____ Raw data

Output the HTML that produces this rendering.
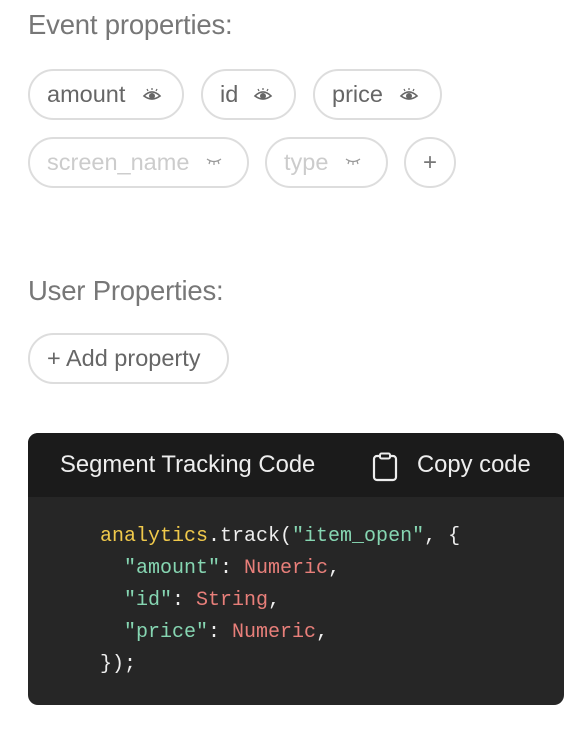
<!DOCTYPE html>
<html><head><style>
body{margin:0;width:584px;height:738px;background:#fff;font-family:"Liberation Sans",Arial,sans-serif;position:relative;overflow:hidden}
.t{position:absolute;left:28px;font-size:27.5px;color:#777;line-height:30px;letter-spacing:-0.2px}
.p{position:absolute;box-sizing:border-box;height:51px;border:2px solid #ddd;border-radius:26px;font-size:23.5px;color:#666;line-height:47px;padding-left:17px}
.p.d{color:#ccc}
.p svg{position:absolute;top:17px}
.code{position:absolute;left:28px;top:433px;width:536px;height:272px;background:#262626;border-radius:10px;overflow:hidden}
.hd{height:64px;background:#1b1b1b;color:#eee;font-size:23.8px;line-height:64px;position:relative}
pre{margin:0;position:absolute;left:72px;top:88px;font-family:"Liberation Mono","DejaVu Sans Mono",monospace;font-size:20px;line-height:32px;color:#eee}
.y{color:#f0c94b}.g{color:#86d6b2}.r{color:#e87f7a}
</style></head><body>
<div class="t" style="top:10px">Event properties:</div>
<div class="p" style="left:28px;top:69px;width:156px">amount<svg style="left:112px" width="20" height="14" viewBox="0 0 20 14"><path d="M2 8Q10 0 18 8Q10 14 2 8Z" fill="none" stroke="#666" stroke-width="1.6"/><circle cx="10" cy="8" r="3" fill="#666"/><path d="M6 3L5 1M10 2V0M14 3L15 1" stroke="#666" stroke-width="1.2"/></svg></div>
<div class="p" style="left:201px;top:69px;width:95px">id<svg style="left:50px" width="20" height="14" viewBox="0 0 20 14"><path d="M2 8Q10 0 18 8Q10 14 2 8Z" fill="none" stroke="#666" stroke-width="1.6"/><circle cx="10" cy="8" r="3" fill="#666"/><path d="M6 3L5 1M10 2V0M14 3L15 1" stroke="#666" stroke-width="1.2"/></svg></div>
<div class="p" style="left:313px;top:69px;width:129px">price<svg style="left:84px" width="20" height="14" viewBox="0 0 20 14"><path d="M2 8Q10 0 18 8Q10 14 2 8Z" fill="none" stroke="#666" stroke-width="1.6"/><circle cx="10" cy="8" r="3" fill="#666"/><path d="M6 3L5 1M10 2V0M14 3L15 1" stroke="#666" stroke-width="1.2"/></svg></div>
<div class="p d" style="left:28px;top:137px;width:221px">screen_name<svg style="left:176px;top:18px" width="16" height="8" viewBox="0 0 16 8"><path d="M1 2Q8 7 15 2M4 4L3 7M8 5V8M12 4L13 7" fill="none" stroke="#999" stroke-width="1.2"/></svg></div>
<div class="p d" style="left:265px;top:137px;width:123px">type<svg style="left:78px;top:18px" width="16" height="8" viewBox="0 0 16 8"><path d="M1 2Q8 7 15 2M4 4L3 7M8 5V8M12 4L13 7" fill="none" stroke="#999" stroke-width="1.2"/></svg></div>
<div class="p" style="left:404px;top:137px;width:52px;padding:0;text-align:center;font-size:24px;color:#777">+</div>
<div class="t" style="top:276px">User Properties:</div>
<div class="p" style="left:28px;top:333px;width:201px">+ Add property</div>
<div class="code">
<div class="hd"><span style="position:absolute;left:32px">Segment Tracking Code</span>
<svg style="position:absolute;left:344px;top:19px" width="26" height="30" viewBox="0 0 26 30"><rect x="2" y="4" width="22" height="24" rx="3" fill="none" stroke="#eee" stroke-width="2.2"/><rect x="8" y="1.5" width="10" height="5" rx="1.5" fill="#1b1b1b" stroke="#eee" stroke-width="2"/></svg>
<span style="position:absolute;left:389px">Copy code</span></div>
<pre><span class="y">analytics</span>.track(<span class="g">"item_open"</span>, {
  <span class="g">"amount"</span>: <span class="r">Numeric</span>,
  <span class="g">"id"</span>: <span class="r">String</span>,
  <span class="g">"price"</span>: <span class="r">Numeric</span>,
});</pre>
</div>
</body></html>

________

What you are asked to do =>
In this exercise, set down all of the data exactly, without the pictures.

Correct response =>
Output the HTML that produces this rendering.
<!DOCTYPE html>
<html><head><style>
body{margin:0;width:584px;height:738px;background:#fff;font-family:"Liberation Sans",Arial,sans-serif;position:relative;overflow:hidden}
.t{position:absolute;left:28px;font-size:27.5px;color:#777;line-height:30px;letter-spacing:-0.2px}
.p{position:absolute;box-sizing:border-box;height:51px;border:2px solid #ddd;border-radius:26px;font-size:23.5px;color:#666;line-height:47px;padding-left:17px}
.p.d{color:#ccc}
.p svg{position:absolute;top:17px}
.code{position:absolute;left:28px;top:433px;width:536px;height:272px;background:#262626;border-radius:10px;overflow:hidden}
.hd{height:64px;background:#1b1b1b;color:#eee;font-size:23.8px;line-height:64px;position:relative}
pre{margin:0;position:absolute;left:72px;top:88px;font-family:"Liberation Mono","DejaVu Sans Mono",monospace;font-size:20px;line-height:32px;color:#eee}
.y{color:#f0c94b}.g{color:#86d6b2}.r{color:#e87f7a}
</style></head><body>
<div class="t" style="top:10px">Event properties:</div>
<div class="p" style="left:28px;top:69px;width:156px">amount<svg style="left:112px" width="20" height="14" viewBox="0 0 20 14"><path d="M2 8Q10 0 18 8Q10 14 2 8Z" fill="none" stroke="#666" stroke-width="1.6"/><circle cx="10" cy="8" r="3" fill="#666"/><path d="M6 3L5 1M10 2V0M14 3L15 1" stroke="#666" stroke-width="1.2"/></svg></div>
<div class="p" style="left:201px;top:69px;width:95px">id<svg style="left:50px" width="20" height="14" viewBox="0 0 20 14"><path d="M2 8Q10 0 18 8Q10 14 2 8Z" fill="none" stroke="#666" stroke-width="1.6"/><circle cx="10" cy="8" r="3" fill="#666"/><path d="M6 3L5 1M10 2V0M14 3L15 1" stroke="#666" stroke-width="1.2"/></svg></div>
<div class="p" style="left:313px;top:69px;width:129px">price<svg style="left:84px" width="20" height="14" viewBox="0 0 20 14"><path d="M2 8Q10 0 18 8Q10 14 2 8Z" fill="none" stroke="#666" stroke-width="1.6"/><circle cx="10" cy="8" r="3" fill="#666"/><path d="M6 3L5 1M10 2V0M14 3L15 1" stroke="#666" stroke-width="1.2"/></svg></div>
<div class="p d" style="left:28px;top:137px;width:221px">screen_name<svg style="left:176px;top:18px" width="16" height="8" viewBox="0 0 16 8"><path d="M1 2Q8 7 15 2M4 4L3 7M8 5V8M12 4L13 7" fill="none" stroke="#999" stroke-width="1.2"/></svg></div>
<div class="p d" style="left:265px;top:137px;width:123px">type<svg style="left:78px;top:18px" width="16" height="8" viewBox="0 0 16 8"><path d="M1 2Q8 7 15 2M4 4L3 7M8 5V8M12 4L13 7" fill="none" stroke="#999" stroke-width="1.2"/></svg></div>
<div class="p" style="left:404px;top:137px;width:52px;padding:0;text-align:center;font-size:24px;color:#777">+</div>
<div class="t" style="top:276px">User Properties:</div>
<div class="p" style="left:28px;top:333px;width:201px">+ Add property</div>
<div class="code">
<div class="hd"><span style="position:absolute;left:32px">Segment Tracking Code</span>
<svg style="position:absolute;left:344px;top:19px" width="26" height="30" viewBox="0 0 26 30"><rect x="2" y="4" width="22" height="24" rx="3" fill="none" stroke="#eee" stroke-width="2.2"/><rect x="8" y="1.5" width="10" height="5" rx="1.5" fill="#1b1b1b" stroke="#eee" stroke-width="2"/></svg>
<span style="position:absolute;left:389px">Copy code</span></div>
<pre><span class="y">analytics</span>.track(<span class="g">"item_open"</span>, {
  <span class="g">"amount"</span>: <span class="r">Numeric</span>,
  <span class="g">"id"</span>: <span class="r">String</span>,
  <span class="g">"price"</span>: <span class="r">Numeric</span>,
});</pre>
</div>
</body></html>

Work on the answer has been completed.